The proposed fix simply changes the handling of the name_len == 0 case
to output "." instead of the CWD. This doesn't solve the wider problem
that we don't have the dirfd path information (GHAK #9), but it at
least makes the situation in EXAMPLE #4 *not worse* than in EXAMPLE #3
(i.e. it fixes the less demanding GHAK #95).
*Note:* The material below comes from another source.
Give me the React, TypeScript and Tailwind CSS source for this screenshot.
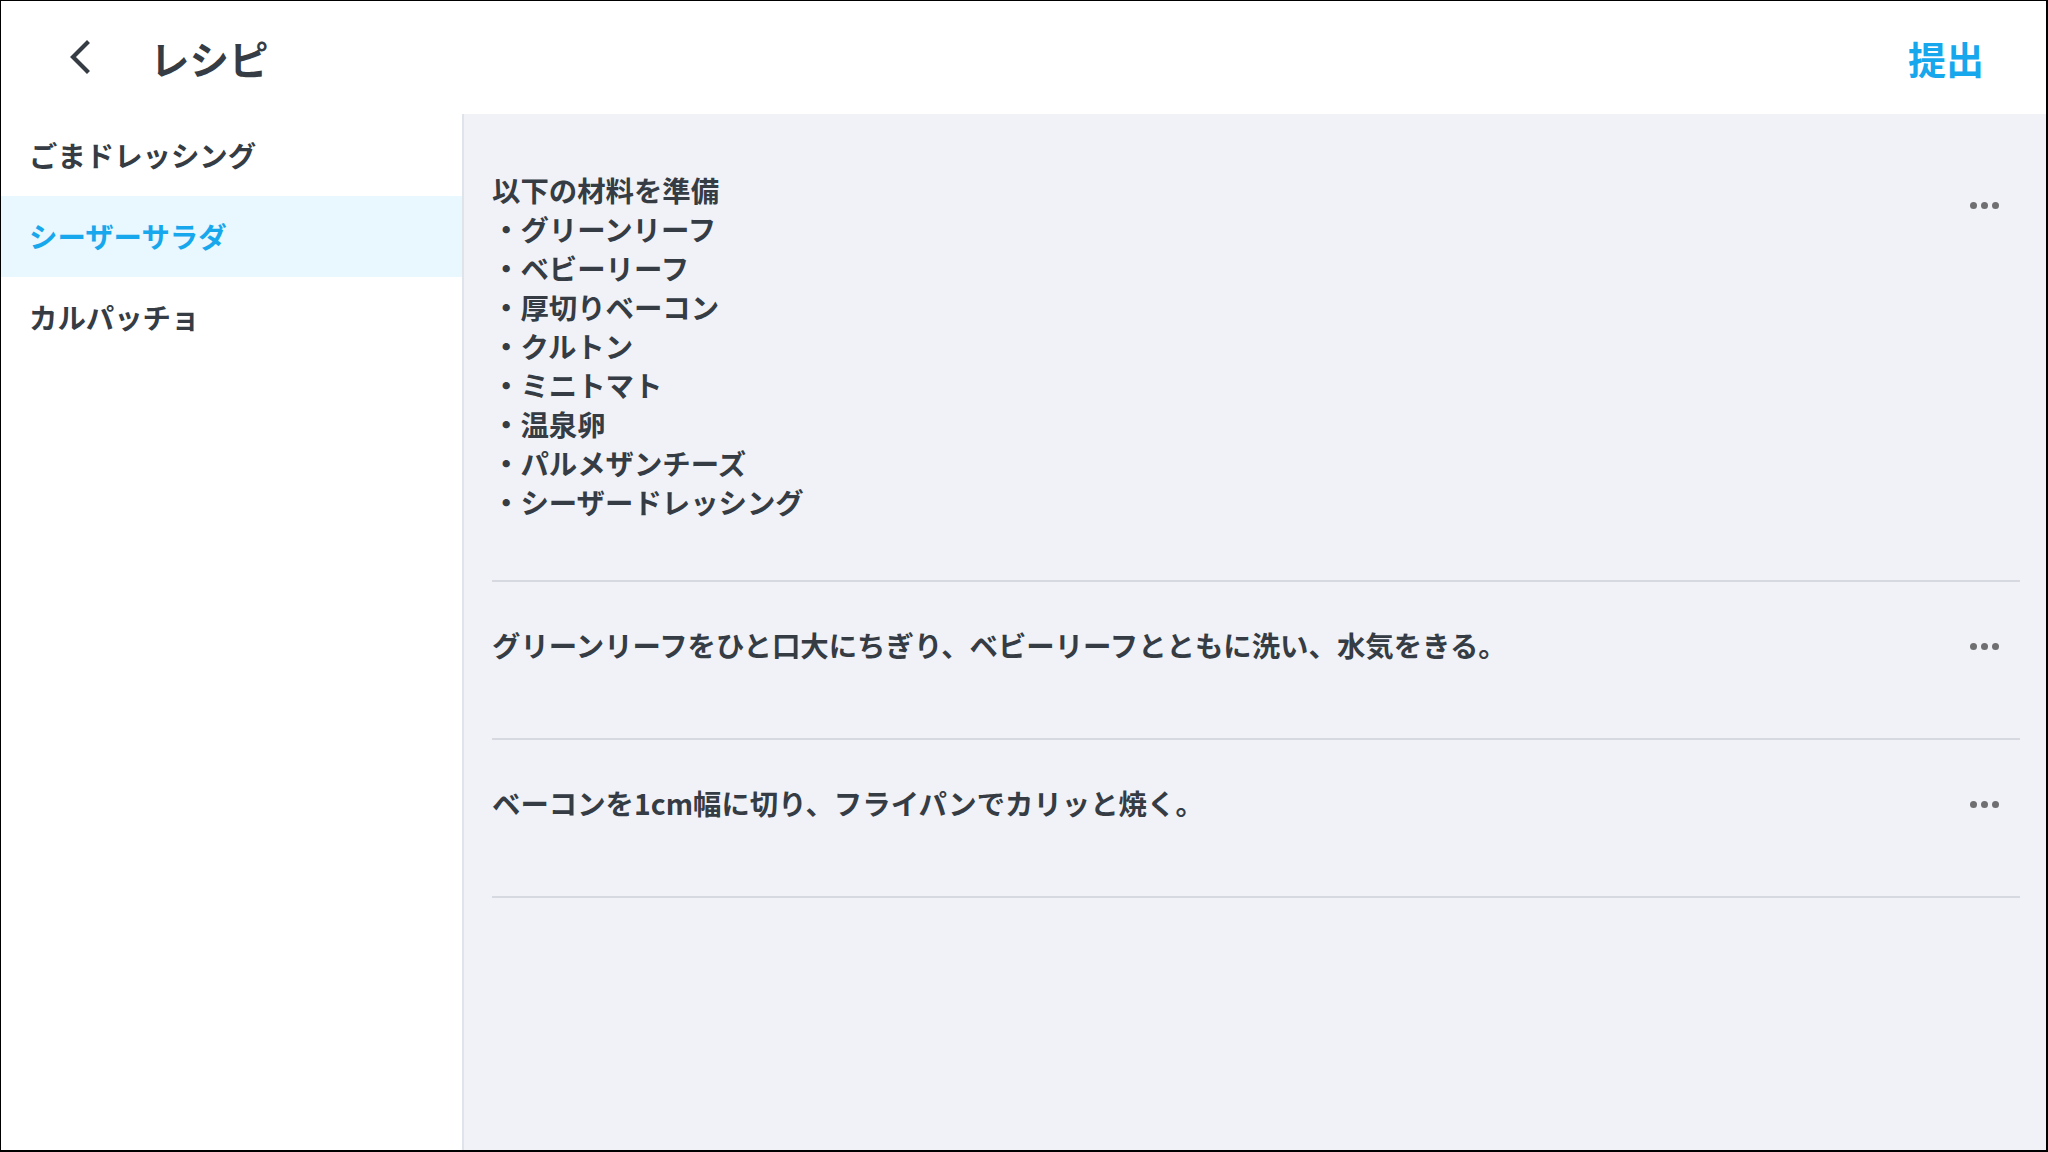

As an additional minor
benefit it also brings a bit more consistency - with it the PATH
records will contain relative (resp. absolute) paths if and only if
the corresponding path given to the syscall was relative (resp.
absolute).

I hope this finally clears things up.

BTW, you still didn't answer my brief question from a few replies
above (quoted below with context):

> > > > >                 case 0:
> > > > >                         /* name was specified as a relative path and the
> > > > >                          * directory component is the cwd */
> > > > > -                       audit_log_d_path(ab, " name=", &context->pwd);
> > > > > +                       audit_log_untrustedstring(ab, ".");
> > > >
> > > > This isn't a comprehensive review, I only gave this a quick look, but
> > > > considering you are only logging "." above we can safely use
> > > > audit_log_string() and safe a few cycles.
> > >
> > > I used audit_log_untrustedstring() to maintain the current norm that
> > > the name= field would always contain a quoted string (either in
> > > double-quotes or hex-escaped). I don't know if such consistency is
> > > important for parsing in userspace (it should probably be robust
> > > enough to handle any format), but I wanted to be on the safe side.
> >
> > In this particular case there should be no visible difference in the
> > resulting record and audit_log_string() is going to have less overhead
> > in the kernel.
>
> OK, so should I just replace it with:
>
>     audit_log_string(ab, ".");
>
> or should I still escape the path manually:
>
>     audit_log_string(ab, "\".\"");
>
> ?

Thanks,
--
Ondrej Mosnacek <omosnace at redhat dot com>
Associate Software Engineer, Security Technologies
Red Hat, Inc.